We still don’t know why Intel designed the first Lakefield chips around an odd number of cores. Typically, most CPUs are designed around an even number of cores, with four-core, six-core, and eight-core chips being common in laptops. According to an Intel spokesman, there is one Sunny Cove core and four “Tremont” Atom cores within Lakefield. We also don’t know why Lakefield doesn’t support hyperthreading, when the Sunny Cove cores within Ice Lake clearly do.
There’s another twist: Because Lakefield stacks two logic dies and two layers of DRAM in the package, Lakefield doesn’t need to connect to external DRAM. But as you can see from the specs above, Intel doesn’t list the available included memory.
Intel isn’t officially saying what process technology Lakefield is manufactured upon.
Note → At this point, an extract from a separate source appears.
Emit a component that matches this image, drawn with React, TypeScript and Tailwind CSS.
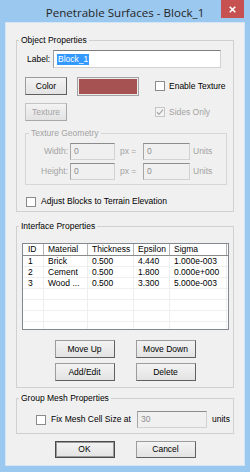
import React from "react";

const font = "font-['Liberation_Sans',Arial,sans-serif] text-[8.5px] leading-[11px]";

type BtnProps = {
  label: string;
  w: string;
  h?: string;
  disabled?: boolean;
  primary?: boolean;
};

function Btn({ label, w, h = "h-[18px]", disabled = false, primary = false }: BtnProps) {
  const edge = primary
    ? "border-[#4a4a4a] shadow-[inset_0_0_0_1px_#9a9a9a]"
    : disabled
      ? "border-[#c4c4c4] border-r-[#a8a8a8] border-b-[#a8a8a8]"
      : "border-[#9c9c9c] border-r-[#606060] border-b-[#606060]";
  return (
    <button
      type="button"
      className={`flex ${w} ${h} shrink-0 items-center justify-center border ${edge} bg-gradient-to-b from-[#f3f3f3] to-[#e3e3e3] ${disabled ? "text-[#a3a3a3]" : "text-black"}`}
    >
      {label}
    </button>
  );
}

function Check({ checked = false, disabled = false }: { checked?: boolean; disabled?: boolean }) {
  return (
    <span
      className={`flex h-[10px] w-[10px] shrink-0 items-center justify-center border ${disabled ? "border-[#c6c6c6] bg-[#f3f3f3]" : "border-[#8a8a8a] bg-white"}`}
    >
      {checked && (
        <svg width="8" height="8" viewBox="0 0 8 8">
          <path d="M1 4.2 L3 6.3 L7 1.6" fill="none" stroke={disabled ? "#a9a9a9" : "#222"} strokeWidth="1.3" />
        </svg>
      )}
    </span>
  );
}

function Field({ value, w, disabled = true }: { value: string; w: string; disabled?: boolean }) {
  return (
    <div
      className={`flex h-[17px] ${w} shrink-0 items-center border border-[#d2d2d2] border-t-[#8c8c8c] border-l-[#a6a6a6] pl-[3px] ${disabled ? "bg-[#f0f0f0] text-[#8d8d8d]" : "bg-white text-black"}`}
    >
      {value}
    </div>
  );
}

const cols = "grid grid-cols-[21px_44px_46px_36px_57px]";

const rows = [
  ["1", "Brick", "0.500", "4.440", "1.000e-003"],
  ["2", "Cement", "0.500", "1.800", "0.000e+000"],
  ["3", "Wood ...", "0.500", "3.300", "5.000e-003"],
  ["", "", "", "", ""],
  ["", "", "", "", ""],
  ["", "", "", "", ""],
  ["", "", "", "", ""],
];

function List() {
  const head = ["ID", "Material", "Thickness", "Epsilon", "Sigma"];
  return (
    <div className="ml-[5px] flex h-[87px] w-[207px] flex-col overflow-hidden border border-[#828790] bg-white">
      <div className={`${cols} h-[15px] border-b border-[#8a8a8a]`}>
        {head.map((h, i) => (
          <div key={h} className={`flex items-center border-r border-[#b4b4b4] ${i === 0 ? "pl-[5px]" : "pl-[4px]"}`}>
            {h}
          </div>
        ))}
      </div>
      {rows.map((r, ri) => (
        <div key={ri} className={`${cols} h-[11px] shrink-0 border-b border-[#efefef]`}>
          {r.map((c, i) => (
            <div key={i} className={`flex items-center border-r border-[#efefef] ${i === 0 ? "pl-[5px]" : "pl-[4px]"}`}>
              {c}
            </div>
          ))}
        </div>
      ))}
    </div>
  );
}

export default function App() {
  return (
    <div className={`flex h-[472px] w-[250px] flex-col bg-[#9bc8ef] ${font} text-black`}>
      {/* title bar */}
      <div className="relative flex h-[22px] shrink-0 justify-center pt-[3px]">
        <span className="font-['Open_Sans',sans-serif] text-[11.6px] leading-[20px] text-[#262626]">
          Penetrable Surfaces - Block_1
        </span>
        <div className="absolute top-0 right-[6px] flex h-[18px] w-[23px] items-center justify-center bg-[#c75050]">
          <svg width="7" height="7" viewBox="0 0 7 7">
            <path d="M0.7 0.7 L6.3 6.3 M6.3 0.7 L0.7 6.3" stroke="#fff" strokeWidth="1.6" />
          </svg>
        </div>
      </div>

      {/* client */}
      <div className="mx-[5px] flex h-[444px] shrink-0 flex-col border border-[#d3e6f8] bg-[#f0f0f0]">
        {/* Object Properties */}
        <fieldset className="mx-[10px] mt-[12px] border border-[#d0d0d0] pb-[4px]">
          <legend className="ml-[2px] px-[2px] leading-[11px]">Object Properties</legend>
          <div className="mt-[4px] flex h-[18px] items-center pl-[10px]">
            <span className="w-[26px]">Label:</span>
            <div className="flex h-[18px] w-[168px] items-center border border-[#d2d2d2] border-t-[#7f7f7f] border-l-[#a2a2a2] bg-white pl-[3px]">
              <span className="bg-[#3399ff] px-[1px] text-white">Block_1</span>
            </div>
          </div>

          <div className="mt-[9px] flex h-[18px] items-center pl-[8px]">
            <Btn label="Color" w="w-[42px]" />
            <div className="ml-[10px] h-[19px] w-[62px] border border-[#a3a3a3] bg-[#ececec] p-[1px]">
              <div className="h-full w-full bg-[#a65252]" />
            </div>
            <span className="ml-[16px]">
              <Check />
            </span>
            <span className="ml-[4px]">Enable Texture</span>
          </div>

          <div className="mt-[8px] flex h-[18px] items-center pl-[8px]">
            <Btn label="Texture" w="w-[42px]" disabled />
            <span className="ml-[88px]">
              <Check checked disabled />
            </span>
            <span className="ml-[4px] text-[#a3a3a3]">Sides Only</span>
          </div>

          {/* Texture Geometry */}
          <fieldset className="mt-[7px] ml-[8px] w-[202px] border border-[#d6d6d6] pb-[4px] text-[#a3a3a3]">
            <legend className="ml-[3px] px-[2px] leading-[11px]">Texture Geometry</legend>
            <div className="mt-[4px] flex items-center">
              <span className="w-[42px] text-right">Width:</span>
              <span className="ml-[2px]">
                <Field value="0" w="w-[45px]" />
              </span>
              <span className="ml-[5px] w-[23px]">px =</span>
              <Field value="0" w="w-[47px]" />
              <span className="ml-[3px]">Units</span>
            </div>
            <div className="mt-[3px] flex items-center">
              <span className="w-[42px] text-right">Height:</span>
              <span className="ml-[2px]">
                <Field value="0" w="w-[45px]" />
              </span>
              <span className="ml-[5px] w-[23px]">px =</span>
              <Field value="0" w="w-[47px]" />
              <span className="ml-[3px]">Units</span>
            </div>
          </fieldset>

          <div className="mt-[11px] flex h-[11px] items-center pl-[9px]">
            <Check />
            <span className="ml-[5px]">Adjust Blocks to Terrain Elevation</span>
          </div>
        </fieldset>

        {/* Interface Properties */}
        <fieldset className="mx-[10px] mt-[9px] border border-[#d0d0d0] pb-[6px]">
          <legend className="ml-[2px] px-[2px] leading-[11px]">Interface Properties</legend>
          <div className="mt-[11px]">
            <List />
          </div>
          <div className="mt-[10px] flex justify-center gap-[21px]">
            <Btn label="Move Up" w="w-[60px]" />
            <Btn label="Move Down" w="w-[60px]" />
          </div>
          <div className="mt-[5px] flex justify-center gap-[21px]">
            <Btn label="Add/Edit" w="w-[60px]" />
            <Btn label="Delete" w="w-[60px]" />
          </div>
        </fieldset>

        {/* Group Mesh Properties */}
        <fieldset className="mx-[10px] mt-[5px] border border-[#d0d0d0] pb-[5px]">
          <legend className="ml-[2px] px-[2px] leading-[11px]">Group Mesh Properties</legend>
          <div className="mt-[7px] flex items-center pl-[19px]">
            <Check />
            <span className="ml-[5px] w-[86px]">Fix Mesh Cell Size at</span>
            <Field value="30" w="w-[70px]" />
            <span className="ml-[5px]">units</span>
          </div>
        </fieldset>

        <div className="mt-[7px] flex justify-center gap-[21px]">
          <Btn label="OK" w="w-[60px]" h="h-[17px]" primary />
          <Btn label="Cancel" w="w-[60px]" h="h-[17px]" />
        </div>
      </div>
    </div>
  );
}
Based upon the company’s Hot Chips presentation, however, we know that there’s a “base” die where the I/O appears, and a “compute” die. Intel said then that it could get away with using an older, cheaper 22nm process as the foundation for the base die, which includes I/O and Intel’s Wi-Fi 6.
It does appear, however, that Lakefield shares some elements with the “Iris Plus” graphics that Ice Lake includes. The Intel Core i7-1065G7 (Ice Lake) contains 64 Gen11 graphics EUs, as does the Core i5-L16G7 (Lakefield). The key difference here, however, is that Ice Lake’s EUs run at 1.1GHz, while Lakefield’s EUs run at “up to 0.5” gigahertz. Performance will obviously suffer, though power efficiency should improve.
We’ve known how the Lakefield architecture works since last August, when Intel opened its doors to the Hot Chips academic conference and presented a deep dive on the Lakefield architecture itself. Rather than spread the cores out on a monolithic piece of silicon, Intel’s used its Foveros technology to perform die stacking. Lakefield’s stack consists of Intel’s “Sunny Cove” Core-class CPU designs (the CPU architecture in the Ice Lake chips), and Atom chips using the ”Tremont” architecture.
Intel’s not saying much about performance, though that’s probably not the focus of Intel’s new Core processors with Hybrid Technology. Intel said only that Lakefield will convert video clips up to 54 percent faster than older chips—though the point of comparison was the Core i5-8200Y, the 8th-gen “Amber Lake” Core chip that debuted in 2018. Intel used the same chip to make the claim that Lakefield is twice as fast on AI workloads, using the MLPerf banchmark. Overall, Intel’s claiming 12 percent faster performance on single-threaded integer apps, again versus the Core i5-8200Y.
This story was updated at 8:22 AM with new information from Intel.